Consistent semantic representation learning for out-of-distribution molecular property prediction.
Journal:
Briefings in bioinformatics
PMID:
40205853
Abstract
Invariant molecular representation models provide potential solutions to guarantee accurate prediction of molecular properties under distribution shifts out-of-distribution (OOD) by identifying and leveraging invariant substructures inherent to the molecules. However, due to the complex entanglement of molecular functional groups and the frequent display of activity cliffs by molecular properties, the separation of molecules becomes inaccurate and tricky. This results in inconsistent semantics among the invariant substructures identified by existing models, which means molecules sharing identical invariant structures may exhibit drastically different properties. Focusing on the aforementioned challenges, in the semantic space, this paper explores the potential correlation between the consistent semantic-expressing the same information within different molecular representation forms-and the molecular property prediction problem. To enhance the performance of OOD molecular property prediction, this paper proposes a consistent semantic representation learning (CSRL) framework without separating molecules, which comprises two modules: a semantic uni-code (SUC) module and a consistent semantic extractor (CSE).

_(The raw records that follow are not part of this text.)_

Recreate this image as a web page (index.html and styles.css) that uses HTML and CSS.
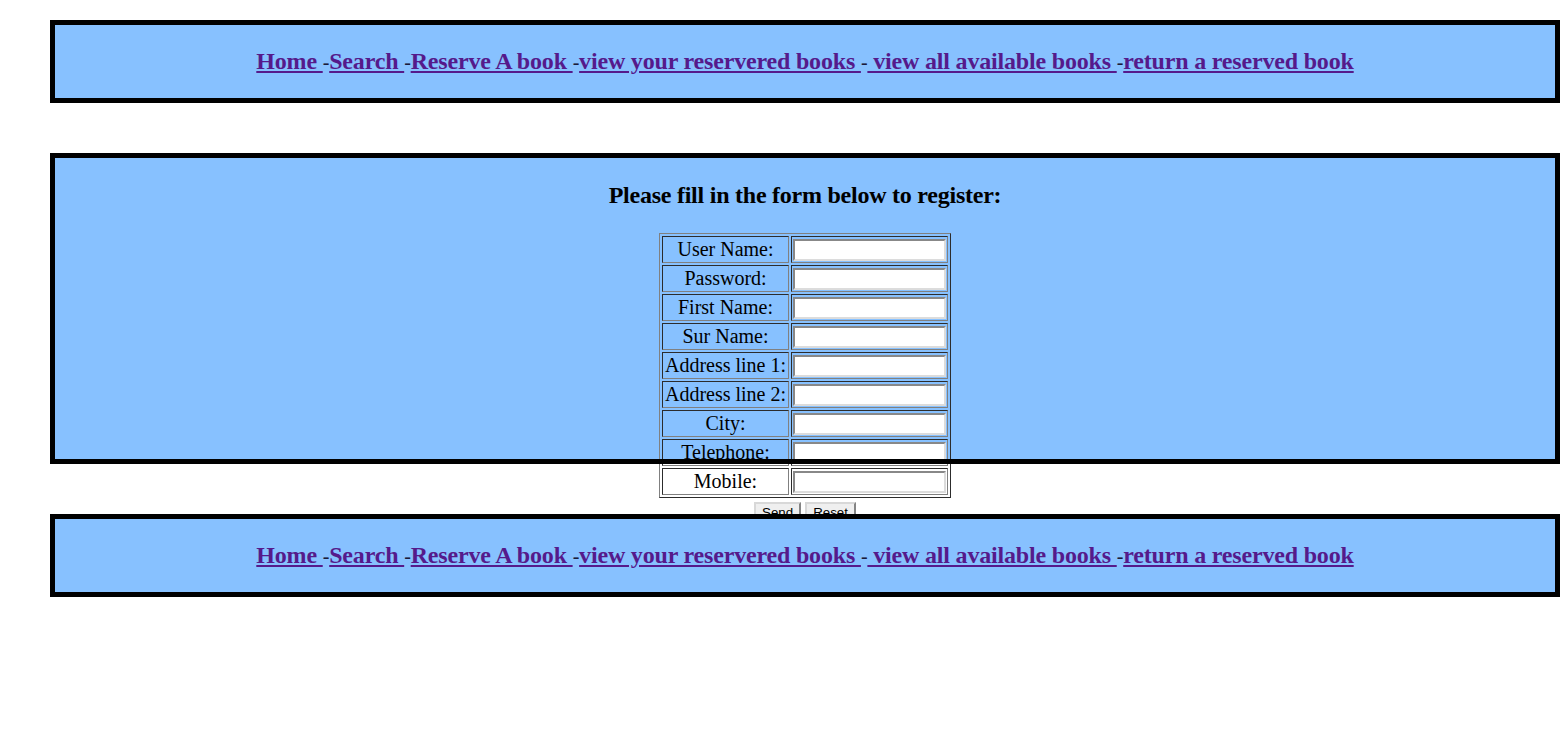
FILE: index.html
```html
<!DOCTYPE html>
<html>
<head>
<meta charset="utf-8">
<title>Register</title>
<link rel="stylesheet" href="styles.css">
</head>
<body>
<div class="page">
  <div class="box nav"><p class="links"><a href="#">Home </a><span class="sep">-</span><a href="#">Search </a><span class="sep">-</span><a href="#">Reserve A book </a><span class="sep">-</span><a href="#">view your reservered books </a><span class="sep">-</span><a href="#"> view all available books </a><span class="sep">-</span><a href="#">return a reserved book</a></p></div>

  <div class="box form-box">
    <h3 class="title">Please fill in the form below to register:</h3>
    <form class="reg">
      <table class="grid">
        <tr><td class="label">User Name:</td><td class="field"><input type="text"></td></tr>
        <tr><td class="label">Password:</td><td class="field"><input type="password"></td></tr>
        <tr><td class="label">First Name:</td><td class="field"><input type="text"></td></tr>
        <tr><td class="label">Sur Name:</td><td class="field"><input type="text"></td></tr>
        <tr><td class="label">Address line 1:</td><td class="field"><input type="text"></td></tr>
        <tr><td class="label">Address line 2:</td><td class="field"><input type="text"></td></tr>
        <tr><td class="label">City:</td><td class="field"><input type="text"></td></tr>
        <tr><td class="label">Telephone:</td><td class="field"><input type="text"></td></tr>
        <tr><td class="label">Mobile:</td><td class="field"><input type="text"></td></tr>
      </table>
      <div class="buttons"><button type="submit">Send</button> <button type="reset">Reset</button></div>
    </form>
  </div>

  <div class="box nav bottom"><p class="links"><a href="#">Home </a><span class="sep">-</span><a href="#">Search </a><span class="sep">-</span><a href="#">Reserve A book </a><span class="sep">-</span><a href="#">view your reservered books </a><span class="sep">-</span><a href="#"> view all available books </a><span class="sep">-</span><a href="#">return a reserved book</a></p></div>
</div>
</body>
</html>
```

FILE: styles.css
```css
body {
  margin: 0;
  font-family: "Liberation Serif", "Times New Roman", serif;
  font-size: 16px;
  color: #000;
  background: #fff;
}

.page {
  padding: 20px 0 0 50px;
}

.box {
  width: 1500px;
  border: 5px solid #000;
  background: #87c1ff;
  margin-bottom: 50px;
}

.nav {
  height: 73px;
  display: flex;
  align-items: center;
  justify-content: center;
}

.bottom {
  position: relative;
  z-index: 2;
}

.links {
  margin: 0;
  font-size: 24px;
  font-weight: bold;
  letter-spacing: -0.18px;
  white-space: pre;
}

.links a {
  color: #551a8b;
  text-decoration: underline;
}

.links .sep {
  font-size: 20px;
  font-weight: normal;
  color: #1a1a3a;
}

.form-box {
  height: 301px;
  position: relative;
  text-align: center;
}

.form-box::after {
  content: "";
  position: absolute;
  top: -5px;
  left: -5px;
  right: -5px;
  bottom: -5px;
  border: 5px solid #000;
  pointer-events: none;
  z-index: 1;
}

.title {
  margin: 24px 0;
  font-size: 24px;
  font-weight: bold;
  letter-spacing: -0.24px;
}

.grid {
  margin: 0 auto;
  border: 1px outset #808080;
  border-spacing: 2px;
  font-size: 20px;
}

.grid td {
  border: 1px inset #808080;
  padding: 1px;
  text-align: center;
  line-height: 23px;
}

.grid .label {
  white-space: nowrap;
  padding: 1px 2px;
}

.field input {
  display: block;
  box-sizing: border-box;
  width: 153px;
  height: 22px;
  margin: 0;
  border: 2px inset #dcdcdc;
  background: #fff;
  padding: 1px 2px;
  font-family: "Liberation Sans", Arial, sans-serif;
  font-size: 13.33px;
}

.buttons {
  margin-top: 4px;
  font-size: 16px;
}

.buttons button {
  font-family: "Liberation Sans", Arial, sans-serif;
  font-size: 13.33px;
  padding: 1px 6px;
  border: 2px outset #d8d8d8;
  background: #efefef;
  color: #000;
  height: 21px;
}
```
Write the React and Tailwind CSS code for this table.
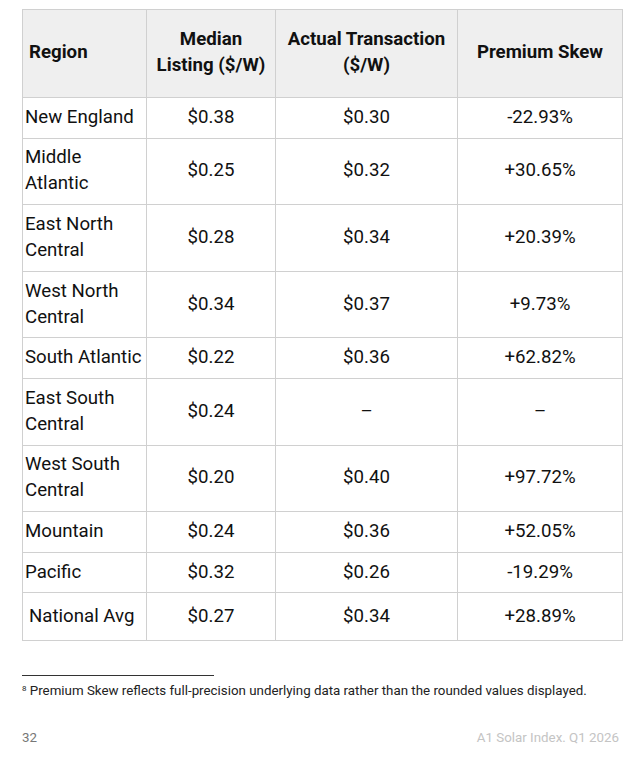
const rows = [
  ["New England", "$0.38", "$0.30", "-22.93%"],
  ["Middle Atlantic", "$0.25", "$0.32", "+30.65%"],
  ["East North Central", "$0.28", "$0.34", "+20.39%"],
  ["West North Central", "$0.34", "$0.37", "+9.73%"],
  ["South Atlantic", "$0.22", "$0.36", "+62.82%"],
  ["East South Central", "$0.24", "–", "–"],
  ["West South Central", "$0.20", "$0.40", "+97.72%"],
  ["Mountain", "$0.24", "$0.36", "+52.05%"],
  ["Pacific", "$0.32", "$0.26", "-19.29%"],
]

const App = () => {
  return (
    <div className="w-[641px] h-[757px] bg-white pt-[9px] px-[22px] text-[#111] font-['Roboto',sans-serif]">
      <table className="w-[600px] table-fixed border-collapse text-[18.67px] leading-[26px]">
        <colgroup>
          <col className="w-[124px]" />
          <col className="w-[129px]" />
          <col className="w-[182px]" />
          <col className="w-[165px]" />
        </colgroup>
        <thead>
          <tr className="bg-[#efefef] h-[88px]">
            <th className="border border-[#d0d0d0] px-[6px] pb-[3px] text-left font-bold">Region</th>
            <th className="border border-[#d0d0d0] px-[6px] pb-[3px] text-center font-bold">Median Listing ($/W)</th>
            <th className="border border-[#d0d0d0] px-[6px] pb-[3px] text-center font-bold">Actual Transaction ($/W)</th>
            <th className="border border-[#d0d0d0] px-[6px] pb-[3px] text-center font-bold">Premium Skew</th>
          </tr>
        </thead>
        <tbody>
          {rows.map((r) => (
            <tr key={r[0]}>
              <td className="border border-[#d0d0d0] pt-[5.8px] pb-[7.8px] pl-[2px] pr-[2px] text-left">{r[0]}</td>
              <td className="border border-[#d0d0d0] pt-[5.8px] pb-[7.8px] text-center">{r[1]}</td>
              <td className="border border-[#d0d0d0] pt-[5.8px] pb-[7.8px] text-center">{r[2]}</td>
              <td className="border border-[#d0d0d0] pt-[5.8px] pb-[7.8px] text-center">{r[3]}</td>
            </tr>
          ))}
          <tr className="h-[48px]">
            <td className="border border-[#d0d0d0] pl-[6px] pb-[2px] text-left">National Avg</td>
            <td className="border border-[#d0d0d0] pb-[2px] text-center">$0.27</td>
            <td className="border border-[#d0d0d0] pb-[2px] text-center">$0.34</td>
            <td className="border border-[#d0d0d0] pb-[2px] text-center">+28.89%</td>
          </tr>
        </tbody>
      </table>

      <div className="mt-[34px] w-[192px] border-t border-[#333]" />
      <p className="mt-[6px] text-[13.33px] leading-[18px] text-[#222]">
        <sup className="text-[8px]">8</sup> Premium Skew reflects full-precision underlying data rather than the rounded values displayed.
      </p>

      <div className="mt-[29px] flex justify-between text-[13.33px] leading-[18px]">
        <span className="text-[#777]">32</span>
        <span className="text-[#c4c4c4]">A1 Solar Index. Q1 2026</span>
      </div>
    </div>
  )
}

export default App
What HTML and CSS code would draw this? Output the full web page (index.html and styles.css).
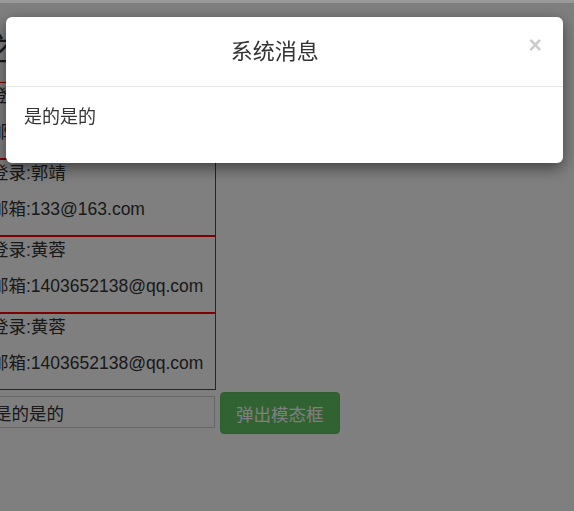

To address inconsistent mapping of semantic in different molecular representation forms, SUC adjusts incorrect embeddings into the correct embeddings of two molecular representation forms. Then, CSE leverages non-semantic information as training labels to guide the discriminator's learning, thereby suppressing the reliance of CSE on the non-semantic information in different molecular representation embeddings. Extensive experiments demonstrate that the consistent semantic can guarantee the performance of models. Overall, CSRL can improve the model's average Receiver Operating Characteristic - Area Under the Curve (ROC-AUC) by 6.43%, when comparing with 11 state-of-the-art models on 12 datasets.